Leave out the pictures and repeat the data exactly.

[start of Data lines]

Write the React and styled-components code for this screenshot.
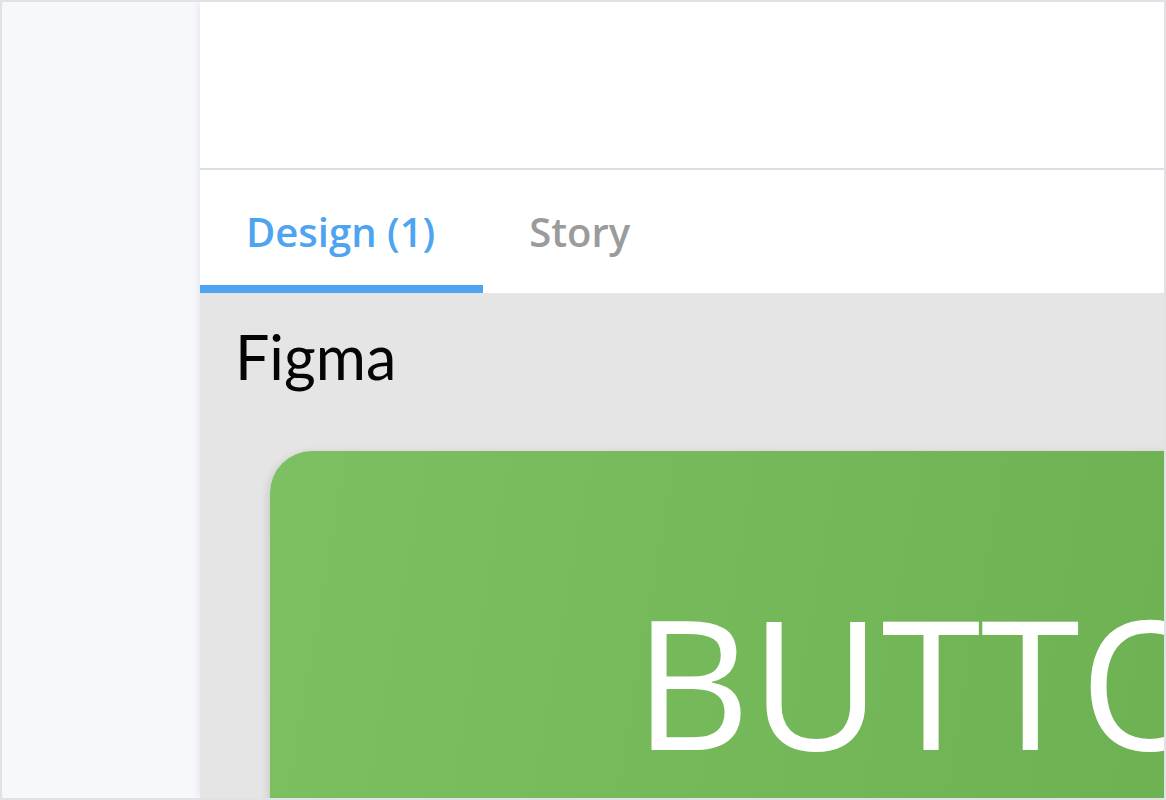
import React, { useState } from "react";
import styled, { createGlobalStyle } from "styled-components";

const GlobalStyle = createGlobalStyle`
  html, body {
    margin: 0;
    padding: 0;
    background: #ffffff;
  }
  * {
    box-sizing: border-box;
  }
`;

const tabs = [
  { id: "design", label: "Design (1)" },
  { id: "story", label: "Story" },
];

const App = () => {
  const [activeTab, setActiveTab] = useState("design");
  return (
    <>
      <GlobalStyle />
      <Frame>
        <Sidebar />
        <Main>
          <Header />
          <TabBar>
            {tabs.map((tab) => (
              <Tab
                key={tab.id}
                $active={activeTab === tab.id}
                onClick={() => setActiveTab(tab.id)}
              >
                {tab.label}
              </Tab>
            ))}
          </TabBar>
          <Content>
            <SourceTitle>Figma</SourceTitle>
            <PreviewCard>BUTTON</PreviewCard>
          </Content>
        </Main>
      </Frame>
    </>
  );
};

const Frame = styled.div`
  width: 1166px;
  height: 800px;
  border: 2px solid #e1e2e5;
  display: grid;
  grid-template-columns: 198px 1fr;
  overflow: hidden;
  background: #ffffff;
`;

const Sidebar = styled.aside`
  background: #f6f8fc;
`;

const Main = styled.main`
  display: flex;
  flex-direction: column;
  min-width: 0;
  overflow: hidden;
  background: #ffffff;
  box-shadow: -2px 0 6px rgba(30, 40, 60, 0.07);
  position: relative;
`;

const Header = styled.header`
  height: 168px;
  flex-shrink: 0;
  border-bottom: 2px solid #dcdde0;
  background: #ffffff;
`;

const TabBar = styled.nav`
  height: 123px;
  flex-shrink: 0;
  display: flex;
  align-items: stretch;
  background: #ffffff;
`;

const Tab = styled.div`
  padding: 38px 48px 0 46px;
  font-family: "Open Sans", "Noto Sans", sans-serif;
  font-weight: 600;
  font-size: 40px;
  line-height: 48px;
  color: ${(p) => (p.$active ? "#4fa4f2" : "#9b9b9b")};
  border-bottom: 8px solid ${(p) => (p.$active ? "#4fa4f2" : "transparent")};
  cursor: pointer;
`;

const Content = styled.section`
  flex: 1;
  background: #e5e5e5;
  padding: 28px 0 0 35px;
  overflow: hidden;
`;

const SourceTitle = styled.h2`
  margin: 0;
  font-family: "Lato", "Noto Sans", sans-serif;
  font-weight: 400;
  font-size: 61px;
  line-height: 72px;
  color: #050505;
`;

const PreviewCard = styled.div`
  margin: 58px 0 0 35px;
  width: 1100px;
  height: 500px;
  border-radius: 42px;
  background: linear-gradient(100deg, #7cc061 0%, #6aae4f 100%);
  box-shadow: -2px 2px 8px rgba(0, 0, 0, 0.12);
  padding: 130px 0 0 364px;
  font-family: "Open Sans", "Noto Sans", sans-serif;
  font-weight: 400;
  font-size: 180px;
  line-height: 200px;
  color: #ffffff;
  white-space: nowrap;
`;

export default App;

[end of Data lines]

• Solution to the exercise:
Write the React and styled-components code for this screenshot.
import React, { useState } from "react";
import styled, { createGlobalStyle } from "styled-components";

const GlobalStyle = createGlobalStyle`
  html, body {
    margin: 0;
    padding: 0;
    background: #ffffff;
  }
  * {
    box-sizing: border-box;
  }
`;

const tabs = [
  { id: "design", label: "Design (1)" },
  { id: "story", label: "Story" },
];

const App = () => {
  const [activeTab, setActiveTab] = useState("design");
  return (
    <>
      <GlobalStyle />
      <Frame>
        <Sidebar />
        <Main>
          <Header />
          <TabBar>
            {tabs.map((tab) => (
              <Tab
                key={tab.id}
                $active={activeTab === tab.id}
                onClick={() => setActiveTab(tab.id)}
              >
                {tab.label}
              </Tab>
            ))}
          </TabBar>
          <Content>
            <SourceTitle>Figma</SourceTitle>
            <PreviewCard>BUTTON</PreviewCard>
          </Content>
        </Main>
      </Frame>
    </>
  );
};

const Frame = styled.div`
  width: 1166px;
  height: 800px;
  border: 2px solid #e1e2e5;
  display: grid;
  grid-template-columns: 198px 1fr;
  overflow: hidden;
  background: #ffffff;
`;

const Sidebar = styled.aside`
  background: #f6f8fc;
`;

const Main = styled.main`
  display: flex;
  flex-direction: column;
  min-width: 0;
  overflow: hidden;
  background: #ffffff;
  box-shadow: -2px 0 6px rgba(30, 40, 60, 0.07);
  position: relative;
`;

const Header = styled.header`
  height: 168px;
  flex-shrink: 0;
  border-bottom: 2px solid #dcdde0;
  background: #ffffff;
`;

const TabBar = styled.nav`
  height: 123px;
  flex-shrink: 0;
  display: flex;
  align-items: stretch;
  background: #ffffff;
`;

const Tab = styled.div`
  padding: 38px 48px 0 46px;
  font-family: "Open Sans", "Noto Sans", sans-serif;
  font-weight: 600;
  font-size: 40px;
  line-height: 48px;
  color: ${(p) => (p.$active ? "#4fa4f2" : "#9b9b9b")};
  border-bottom: 8px solid ${(p) => (p.$active ? "#4fa4f2" : "transparent")};
  cursor: pointer;
`;

const Content = styled.section`
  flex: 1;
  background: #e5e5e5;
  padding: 28px 0 0 35px;
  overflow: hidden;
`;

const SourceTitle = styled.h2`
  margin: 0;
  font-family: "Lato", "Noto Sans", sans-serif;
  font-weight: 400;
  font-size: 61px;
  line-height: 72px;
  color: #050505;
`;

const PreviewCard = styled.div`
  margin: 58px 0 0 35px;
  width: 1100px;
  height: 500px;
  border-radius: 42px;
  background: linear-gradient(100deg, #7cc061 0%, #6aae4f 100%);
  box-shadow: -2px 2px 8px rgba(0, 0, 0, 0.12);
  padding: 130px 0 0 364px;
  font-family: "Open Sans", "Noto Sans", sans-serif;
  font-weight: 400;
  font-size: 180px;
  line-height: 200px;
  color: #ffffff;
  white-space: nowrap;
`;

export default App;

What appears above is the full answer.